Editoriale di Mauro Milesi – B&G numero 14 – Agosto – Settembre 2010
I segnali di ripresa ci sono
I segnali di pericolo anche. La lenta risalita dalla crisi ci offre dati positivi, con un secondo trimestre 2010 in cui il Pil è cresciuto dell’1,1% rispetto allo stesso periodo di un anno fa. Ancor più confortante il dato della produzione industriale che registra un +8,2% rispetto al 2009: è la miglior performance dal 2000. Sono segnali confortanti di un’Italia che ha saputo darsi da fare. Dati che premiano il valore di un certo modo di fare impresa da parte di chi ha saputo guardare il mondo senza paraocchi, rimboccandosi le maniche e, se necessario, operando significative riorganizzazioni delle proprie aziende.
Sono stati momenti duri (e lo saranno ancora), ma buona parte del Paese ha reagito e adesso ne abbiamo anche le prove statistiche. Abbiamo visto e raccontato storie di imprese che sono riuscite a sconfiggere la crisi grazie a imprenditori illuminati che non sono rimasti con le mani in mano: rivoltando i reparti come calzini, studiando nuove strategie, ottimizzando i costi, riducendo gli sprechi, investendo, se necessario, per essere più competitivi.
Ne è prova l’export italiano, capace di conquistare nuovi mercati e tenere il passo in quelli a maggiore concorrenza. C’è ancora molto da fare, ad esempio sul fronte Cina, creando soluzioni produttive complementari ai cinesi, facendoli diventare alleati, partner e non concorrenti. E’ una delle tante sfide, come quella della qualità, della salvaguardia di quel Made in Italy di cui tutti si vantano, ma pochi fanno davvero. Ed ecco il primo segnale di pericolo. In un momento in cui l’offerta oltre i nostri confini si rivela una strada fondamentale per la nostra economia, la politica non trova il sistema di varare una legge con norme chiare che tutelino il Made in Italy, che agevoli il percorso per meglio posizionarlo nei mercati internazionali.

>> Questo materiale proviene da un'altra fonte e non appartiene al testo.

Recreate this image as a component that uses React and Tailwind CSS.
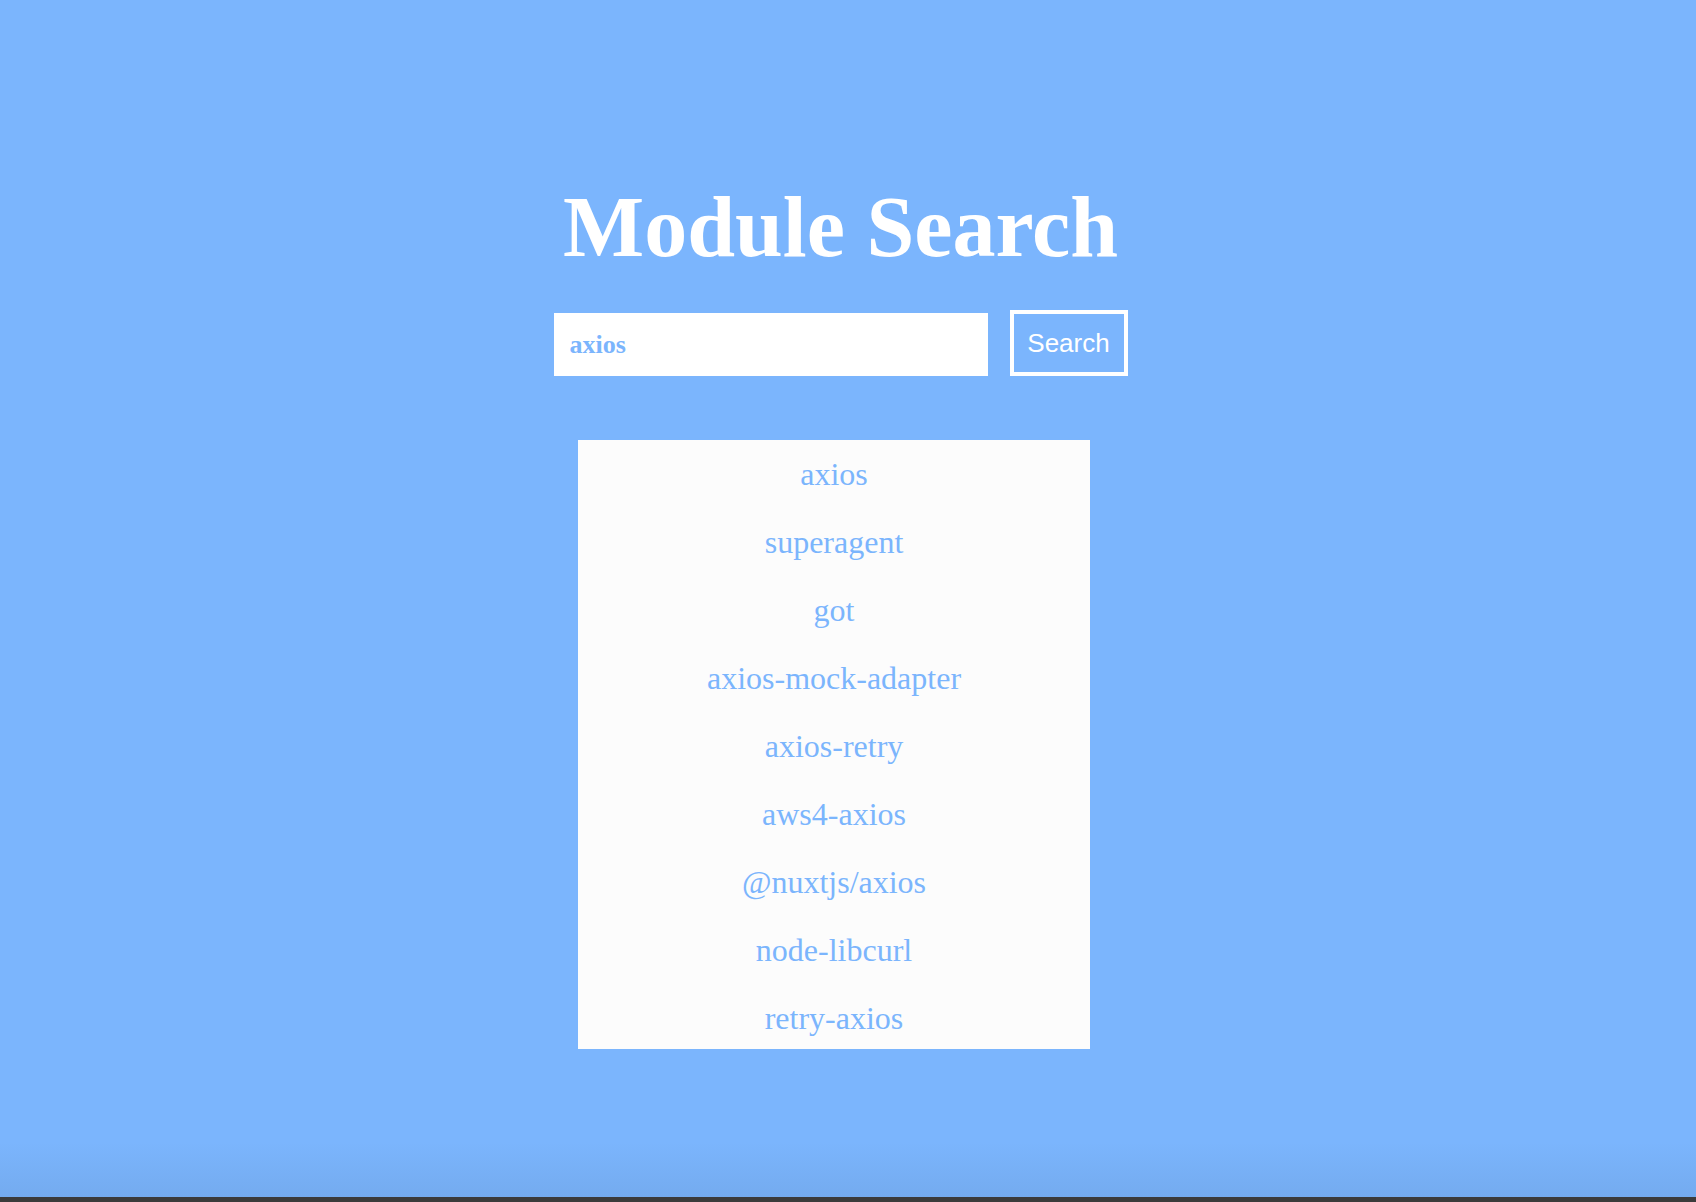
import React from "react";

const items = [
  "axios",
  "superagent",
  "got",
  "axios-mock-adapter",
  "axios-retry",
  "aws4-axios",
  "@nuxtjs/axios",
  "node-libcurl",
  "retry-axios",
];

export default function App() {
  return (
    <div className="h-[1202px] w-full bg-[#7bb5fd] flex flex-col overflow-hidden">
      <div className="flex flex-col items-center pt-[184px] pr-[15px]">
        <h1
          className="text-[86px] leading-[86px] font-bold text-white m-0"
          style={{ fontFamily: '"Liberation Serif", "Times New Roman", serif' }}
        >
          Module Search
        </h1>
        <div className="flex items-end gap-[22px] mt-[40px]">
          <input
            type="text"
            defaultValue="axios"
            className="w-[434px] h-[63px] bg-white pl-[16px] text-[26px] font-bold text-[#7bb5fd] outline-none border-0"
            style={{ fontFamily: '"Liberation Serif", "Times New Roman", serif' }}
          />
          <button
            className="h-[66px] w-[118px] border-4 border-white bg-transparent text-white text-[26px] flex items-center justify-center"
            style={{ fontFamily: '"Liberation Sans", Arial, sans-serif' }}
          >
            Search
          </button>
        </div>
        <ul
          className="mt-[64px] mr-[13px] w-[512px] h-[609px] overflow-hidden bg-[#fcfcfc] list-none p-0"
          style={{ fontFamily: '"Liberation Serif", "Times New Roman", serif' }}
        >
          {items.map((it) => (
            <li
              key={it}
              className="h-[68px] leading-[68px] text-center text-[32px] text-[#7bb5fd]"
            >
              {it}
            </li>
          ))}
        </ul>
      </div>
      <div className="flex-1" />
      <div className="h-[55px] bg-gradient-to-b from-[#7bb5fd] to-[#74abef]" />
      <div className="h-[5px] bg-[#3b3b3b]" />
    </div>
  );
}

Si litiga, si discute, non si decide. Non si decide nemmeno su chi debba essere il nuovo ministro dello Sviluppo Economico. Sono passati mesi dalle dimissioni di Scajola, eppure il dicastero resta ad interim e molte deleghe sono state spezzettate su altri ministri. Delle due l’una: o la questione non è considerata importante (colpevolmente) o quel ministero non era importante. E allora perché è stato creato? Insomma, la politica sembra deludere ancora una volta e più che mai in questo periodo dove si assiste a una bagarre su questioni che nulla hanno a che vedere con il futuro del Paese. Mentre l’Italia, le famiglie e le imprese lottano per uscire dalla crisi, la politica si avvita su se stessa, si rispecchia sempre di più nel suo essere “casta”. Ma senza politica, la buona politica, non riusciremo ad andare lontano, non riusciremo a costruire il terreno per restare ai livelli dei Grandi. La politica si deve ricordare che il Paese viene prima delle liti e dei giochi di palazzo, che il Paese non può perdere altro tempo in apnea.